Revolution of Our Time

12 - 15 Dec 2020

About Crisis

Revolutionary New Features

PREPMUN’s Crisis Team has developed a concept we call the Floating Room Structure (FRS). Given that logistical and physical constraints no longer bound us, we are prepared to create additional council rooms based on the real-world concerns of diplomacy and partisanship, allowing delegates to move between rooms freely given appropriate directives.

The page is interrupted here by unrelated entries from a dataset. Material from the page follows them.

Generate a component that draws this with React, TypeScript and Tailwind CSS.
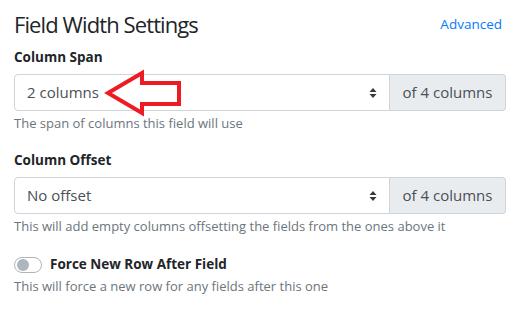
const font = { fontFamily: '"Open Sans", "Noto Sans", sans-serif' };

const Caret = () => (
  <svg width="8" height="12" viewBox="0 0 8 12" className="shrink-0">
    <path d="M4 1 L7.5 5 H0.5 Z" fill="#343a40" />
    <path d="M4 11 L7.5 7 H0.5 Z" fill="#343a40" />
  </svg>
);

const Select = ({ value }: { value: string }) => (
  <div className="flex h-[37px] w-full">
    <div className="flex flex-1 items-center justify-between rounded-l-[4px] border border-[#ced4da] bg-white pl-[12px] pr-[12px] text-[15px] text-[#495057]">
      <span>{value}</span>
      <Caret />
    </div>
    <div className="flex w-[116px] items-center justify-center rounded-r-[4px] border border-l-0 border-[#ced4da] bg-[#e9ecef] text-[15px] text-[#495057]">
      of 4 columns
    </div>
  </div>
);

export default function App() {
  return (
    <div className="relative h-[319px] w-[527px] bg-white pl-[14px] pr-[21px] pt-[6px] text-[#212529]" style={font}>
      <div className="flex h-[36px] items-center justify-between">
        <h4 className="text-[22px] leading-[29px] tracking-[-0.9px]">Field Width Settings</h4>
        <a className="pr-[4px] text-[13.5px] text-[#007bff]">Advanced</a>
      </div>

      <div className="mt-[5px] text-[13.5px] font-bold leading-[21px]">Column Span</div>
      <div className="mt-[6px]">
        <Select value="2 columns" />
      </div>
      <p className="mt-[4px] text-[13px] leading-[16px] text-[#6c757d]">The span of columns this field will use</p>

      <div className="mt-[19px] text-[13.5px] font-bold leading-[21px]">Column Offset</div>
      <div className="mt-[6px]">
        <Select value="No offset" />
      </div>
      <p className="mt-[4px] text-[13px] leading-[16px] text-[#6c757d]">This will add empty columns offsetting the fields from the ones above it</p>

      <div className="mt-[20px] flex items-center gap-[8px]">
        <div className="flex h-[16px] w-[28px] items-center rounded-full border border-[#adb5bd] bg-white pl-[2px]">
          <div className="h-[12px] w-[12px] rounded-full bg-[#adb5bd]" />
        </div>
        <span className="text-[13.5px] font-bold leading-[21px]">Force New Row After Field</span>
      </div>
      <p className="mt-[3px] text-[13px] leading-[16px] text-[#6c757d]">This will force a new row for any fields after this one</p>

      <svg className="absolute left-0 top-0" width="527" height="319">
        <polygon
          points="108,93 142,73 142,83 179,83 179,104 142,104 142,113"
          fill="none"
          stroke="#ed1c24"
          strokeWidth="4"
          strokeLinejoin="miter"
        />
      </svg>
    </div>
  );
}
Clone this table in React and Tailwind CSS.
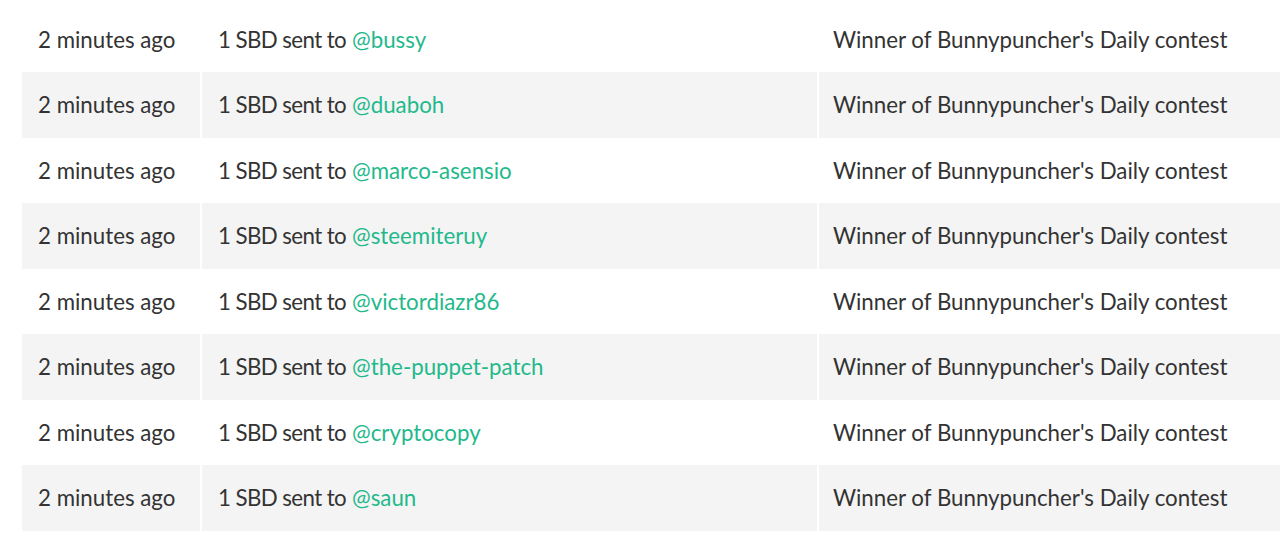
const rows = [
  'bussy',
  'duaboh',
  'marco-asensio',
  'steemiteruy',
  'victordiazr86',
  'the-puppet-patch',
  'cryptocopy',
  'saun',
]

export default function App() {
  return (
    <div
      className="bg-white w-[1280px] h-[538px] overflow-hidden pl-[22px] pt-[6.5px] text-[#333] text-[22.3px]"
      style={{ fontFamily: 'Lato, "Open Sans", sans-serif' }}
    >
      {rows.map((name, i) => (
        <div
          key={name}
          className={`flex h-[65.5px] items-center ${i % 2 === 1 ? 'bg-[#f4f4f4]' : 'bg-white'}`}
        >
          <div className="w-[180px] h-full flex items-center pl-4 border-r-2 border-white">
            2 minutes ago
          </div>
          <div className="w-[617px] h-full flex items-center pl-[16px] border-r-2 border-white">
            <span className="tracking-[-0.6px] mr-[6px]">1 SBD sent to</span>
            <a href="#" className="text-[#1fb98c]">
              @{name}
            </a>
          </div>
          <div className="flex-1 h-full flex items-center pl-[14px]">
            Winner of Bunnypuncher's Daily contest
          </div>
        </div>
      ))}
    </div>
  )
}
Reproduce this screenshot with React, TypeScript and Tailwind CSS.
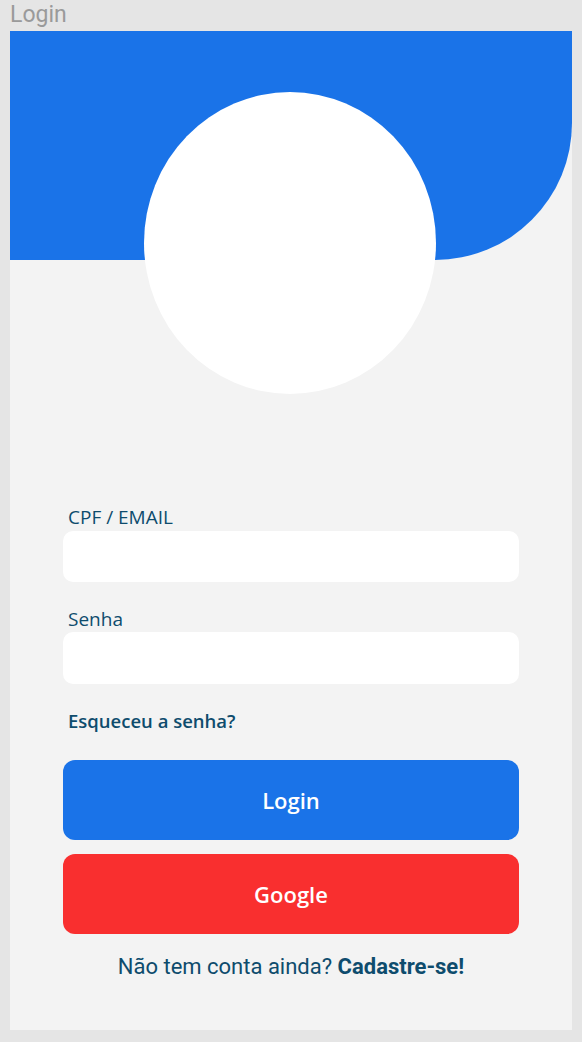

We are also looking to maximise fluidity by heavily amending the typical MUN Rules of Procedure. With PREPMUN Crisis now going fully online, we are seeking to emphasise informal diplomacy just as heavily, if not more so, meaning that many Rules of Procedure will be adapted to guarantee that diplomacy feels fluid through its informality. By tailoring the Crisis Experience, we plan to turn the lack of physical interaction into our foremost strength.

Historical Background

In the early 20th century, the ruling Manchu Qing Dynasty of China was plagued with cries for constitutional reforms, struggles to deal with colonial powers, and a nascent Han Chinese nationalist movement. Forced to contend with the various domestic and international pressures, the ailing Qing bureaucracy was humiliated in the Boxer Uprising.

On 9 October 1911, a bomb made by revolutionaries was unexpectedly set off, forcing the revolutionaries to instigate the Wuchang Uprising. The incumbent Qing were taken aback by the sudden uprising, which shocked even the revolutionary leaders who had not planned for it. In a matter of weeks, China was swept into uprisings across the country as provinces declared their independence from the Empire to forge a new Republic. Eventually, then-Qing Emperor — Emperor Puyi — abdicated on 12 February 1912, and the Republic of China was established.


The crisis simulation will involve 3 main types of councils: Qing Court, Local Officials and Revolutionaries. Delegates will represent various figures that played significant roles during the Revolution.

The Qing Court is the centre of China’s political organisation. As China’s highest governing body, officials in the Qing Court will represent the ruling Manchu interests.

The local officials play an extremely pertinent role in Qing China, as the sheer size of the country means that day-to-day governance of various regions is in their hands. In 1911, Qing China was divided into provinces, each run by its own civilian governor. Given the unique system of governance in the Qing China, local administrators are given the liberty to pledge allegiance to either the Qing or the new Republic, as the Revolution unfolds.

Revolutionaries had been actively calling for reforms and the voices for revolution grew louder as the efficiency of the Qing court waned. However, given the sheer size of China, many individual revolutionary organisations were formed, with different objectives, leaders and tactics, and not all were on good terms. Revolutionary leaders must, therefore, find common ground, against their conflicting interests, to see the revolution through.